Since there are no transforms to do at this stage, my OutputCommandOperation will look like this:

class WriteOrdersToServerB : OutputCommandOperation
{
    protected override void PrepareCommand(IDbCommand cmd, Row row)
    {
        cmd.CommandText =
@"INSERT INTO etc...........";
    }
}

What I want to do is modify this process, to also get the tblOrderLine detail from ServerA - if possible, without doings a seconds query on the db (join) I'm keen to avoid having a "Transferred" column on the tblOrderLine table, and would prefer modifying the InputCommand to include a join..

How does the insert operation work after having a Join in the InputCommand? Is this even possible?

Solution

My understanding is that you have 2 tables that you wish to upload from ServerA to ServerB and if possible, to merge the 2 tables from ServerA together and split them again into 2 tables in ServerB.

If the relation between tblOrder and tblOrderLine is 1 to many then simply forget about JOINing them. It will create redundant data not to mention that a SELECT TOP n will cause some items from tblOrderLine to be ignored.
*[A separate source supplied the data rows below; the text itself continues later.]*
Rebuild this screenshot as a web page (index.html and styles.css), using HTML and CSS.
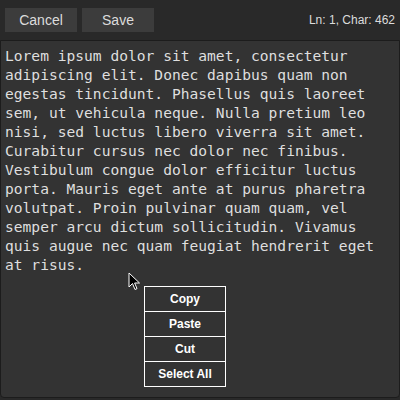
FILE: index.html
```html
<!DOCTYPE html>
<html>
<head>
<meta charset="utf-8">
<link rel="stylesheet" href="styles.css">
</head>
<body>
<div class="app">
  <div class="toolbar">
    <button class="btn">Cancel</button>
    <button class="btn">Save</button>
    <span class="status">Ln: 1, Char: 462</span>
  </div>
  <div class="editor">
    <div class="text">Lorem ipsum dolor sit amet, consectetur adipiscing elit. Donec dapibus quam non egestas tincidunt. Phasellus quis laoreet sem, ut vehicula neque. Nulla pretium leo nisi, sed luctus libero viverra sit amet. Curabitur cursus nec dolor nec finibus. Vestibulum congue dolor efficitur luctus porta. Mauris eget ante at purus pharetra volutpat. Proin pulvinar quam quam, vel semper arcu dictum sollicitudin. Vivamus quis augue nec quam feugiat hendrerit eget at risus.</div>
    <svg class="pointer" width="14" height="20" viewBox="0 0 14 20">
      <path d="M1 1 L1 15 L4.5 11.5 L7 17.5 L9 16.6 L6.6 11 L11.5 11 Z" fill="#000" stroke="#fff" stroke-width="1"/>
    </svg>
    <ul class="menu">
      <li>Copy</li>
      <li>Paste</li>
      <li>Cut</li>
      <li>Select All</li>
    </ul>
  </div>
</div>
</body>
</html>
```

FILE: styles.css
```css
html, body {
  margin: 0;
  padding: 0;
  background: #292929;
}
.app {
  width: 400px;
  height: 400px;
  display: flex;
  flex-direction: column;
  background: #292929;
}
.toolbar {
  height: 40px;
  display: flex;
  align-items: flex-start;
  padding: 8px 5px 0 5px;
  box-sizing: border-box;
  gap: 5px;
}
.btn {
  width: 72px;
  height: 24px;
  border: none;
  background: #3c3c3c;
  color: #dcdcdc;
  font-family: "Liberation Sans", Arial, sans-serif;
  font-size: 14px;
  padding: 0;
  margin: 0;
}
.status {
  margin-left: auto;
  margin-top: 5px;
  color: #dcdcdc;
  font-family: "Liberation Sans", Arial, sans-serif;
  font-size: 12px;
}
.editor {
  position: relative;
  flex: 1;
  margin-bottom: 2px;
  background: #333333;
  border: 1px solid #1c1c1c;
  border-radius: 0 0 4px 4px;
  padding: 5px 4px;
}
.text {
  width: 385px;
  color: #dfdfdf;
  font-family: "DejaVu Sans Mono", monospace;
  font-size: 14.6px;
  line-height: 19px;
}
.pointer {
  position: absolute;
  left: 127px;
  top: 231px;
}
.menu {
  position: absolute;
  left: 143px;
  top: 245px;
  width: 80px;
  margin: 0;
  padding: 0;
  list-style: none;
  border: 1px solid #ffffff;
  background: #333333;
}
.menu li {
  height: 24px;
  line-height: 24px;
  text-align: center;
  color: #ffffff;
  font-family: "Liberation Sans", Arial, sans-serif;
  font-weight: bold;
  font-size: 12px;
  border-top: 1px solid #ffffff;
}
.menu li:first-child {
  border-top: none;
}
```
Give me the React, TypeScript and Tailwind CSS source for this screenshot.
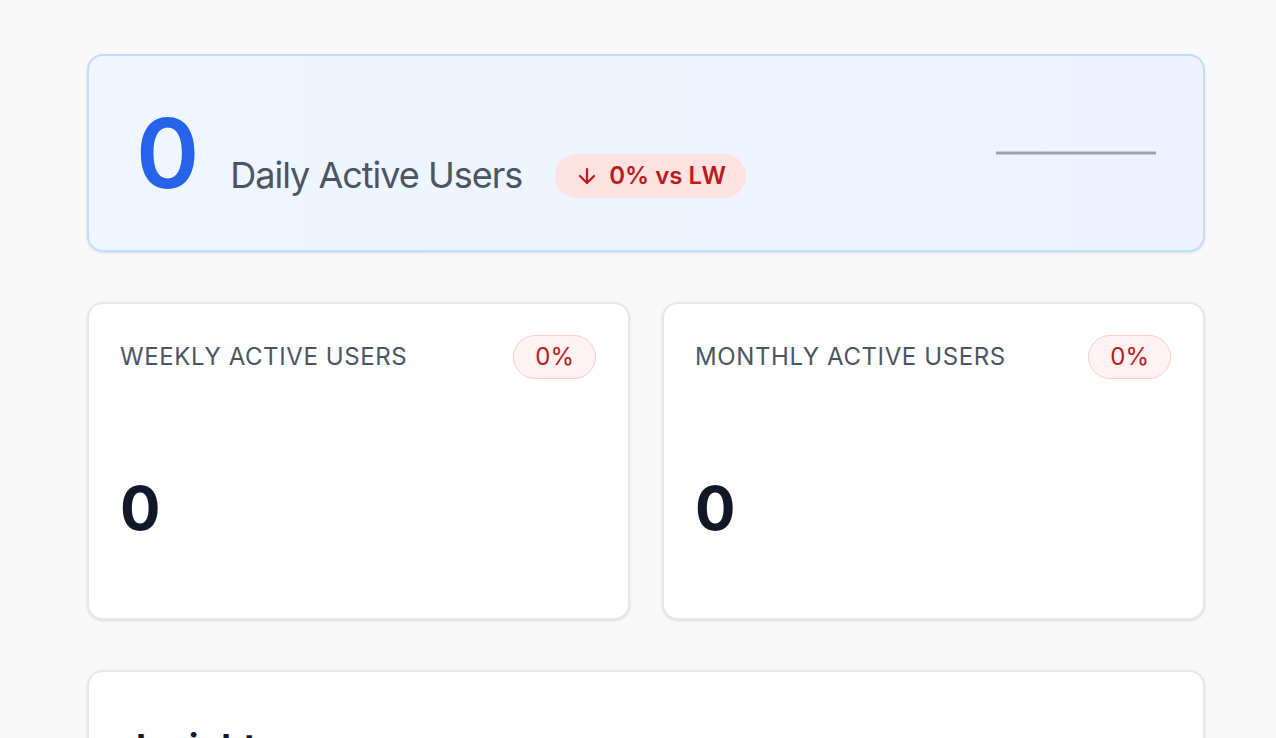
import React from "react";
import { ArrowDown } from "lucide-react";

function StatCard({ label }: { label: string }) {
  return (
    <div className="flex h-[318px] flex-col rounded-2xl border-2 border-[#e5e7eb] bg-white p-[31px] shadow-sm">
      <div className="flex items-center justify-between">
        <span className="text-2xl uppercase tracking-wide text-[#4b5563]">{label}</span>
        <span className="mr-px flex h-[44px] items-center rounded-full border border-[#fecaca] bg-[#fef2f2] px-[21px] text-2xl text-[#b91c1c]">
          0%
        </span>
      </div>
      <div className="mt-[99px] text-6xl font-bold leading-none text-[#111827]">0</div>
    </div>
  );
}

export default function App() {
  return (
    <div
      className="min-h-screen bg-[#f9f9f9] pl-[87px] pt-[54px]"
      style={{ fontFamily: "Inter, 'Noto Sans', sans-serif" }}
    >
      <div className="flex w-[1118px] flex-col gap-[50px]">
        <div className="flex h-[198px] items-center justify-between rounded-2xl border-2 border-[#bfdbfe] bg-linear-to-r from-[#eff6ff] to-[#eef2ff] px-[47px] shadow-sm">
          <div className="flex items-baseline">
            <span className="text-8xl font-semibold leading-none text-[#2563eb]">0</span>
            <span className="ml-[31px] text-4xl tracking-[-0.028em] text-[#4b5563]">Daily Active Users</span>
            <span className="ml-[33px] inline-flex h-[44px] items-center gap-2.5 rounded-full bg-[#fee2e2] px-5 text-2xl font-semibold text-[#b91c1c]">
              <ArrowDown size={24} strokeWidth={2.25} />
              <span>0% vs LW</span>
            </span>
          </div>
          <svg width="160" height="40" viewBox="0 0 160 40" className="shrink-0">
            <line x1="0" y1="20" x2="160" y2="20" stroke="#9ca3af" strokeWidth="3" />
          </svg>
        </div>

        <div className="grid grid-cols-2 gap-8">
          <StatCard label="Weekly Active Users" />
          <StatCard label="Monthly Active Users" />
        </div>

        <div className="h-[300px] rounded-2xl border-2 border-[#e5e7eb] bg-white px-[47px] pt-[55px] shadow-sm">
          <h2 className="text-4xl font-bold text-[#111827]">Insights</h2>
        </div>
      </div>
    </div>
  );
}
If the relation between the 2 tables is 1 to 1 then it's possible but I'm not sure it would be more efficient than querying the 2 tables individually.

You can avoid using a Transferred flag on tblOrderLine by saving the OrderIDs you extract from tblOrder into a list and then query tblOrderLine for those specific OrderIDs.

SELECT TOP 10 * 
FROM tblOrder
WHERE Transferred = 0

Save the list of OrderID found in this data and query tblOrderLine with it.

SELECT *
FROM tblOrderLine
WHERE OrderID IN /* list of saved OrderID */

Licensed under: CC-BY-SA with attribution

Not affiliated with StackOverflow